While NASA continues to explore Mars with unmanned rovers, plans are already being made for human exploration of the red planet in the 2030s.
One of the biggest challenges involves supplies.
NASA successfully landed the one time curiosity rover three years ago but needs to deliver much heavier payloads for a human mission.
What we're going to need down on the surface to support humans is probably 40 tons worth of equipment.
How we're going to use the thin atmosphere of Mars to help Slow down and then eventually lay stuff down on the ground as nicely as we did Curiosity.
Curiosity's much celebrated landing.
[NOISE] Helped inspire what Dr.
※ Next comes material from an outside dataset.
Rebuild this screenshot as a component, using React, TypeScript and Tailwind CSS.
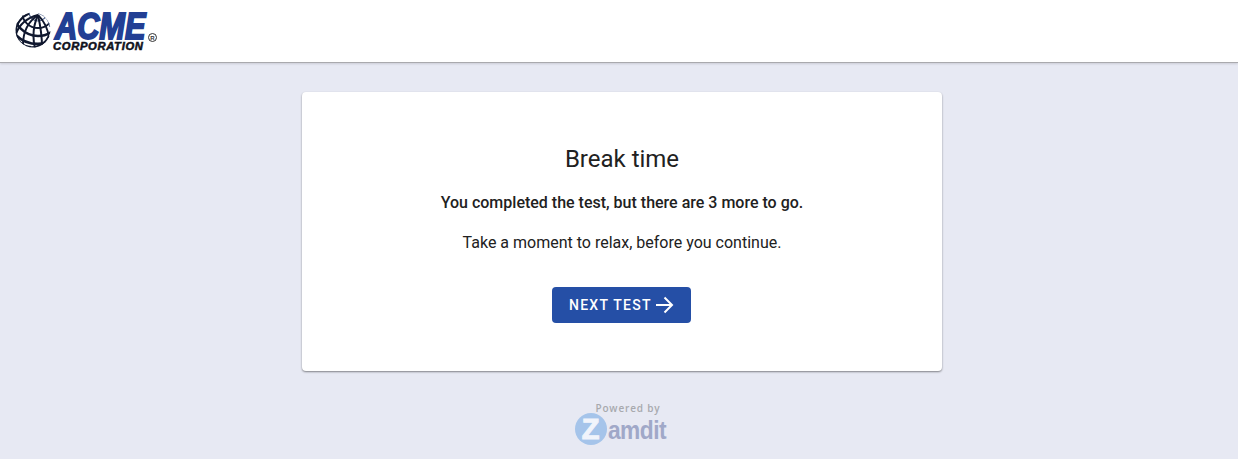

Green calls the Mars generation.
Adding to the Mars mania, NASA's recent announcement that liquid water exists on Mars boosting hopes of finding microbial life there.
Next, NASA will be working to pinpoint which parts of the planet astronauts should first explore.
We're gonna find out where on Mars we would wanna set humans, where they would work, where they would extract materials, how they would survive in that environment.
With years to go before humans step foot on Mars, movies such as The Martian could help keep the public's interest in space exploration
That value is not lost on NASA, which opened its doors to acclaimed director Ridley Scott to do research for the movie.
In Los Angeles, Ashley Esqueda, cnet.com for CBS News.
He's still alive.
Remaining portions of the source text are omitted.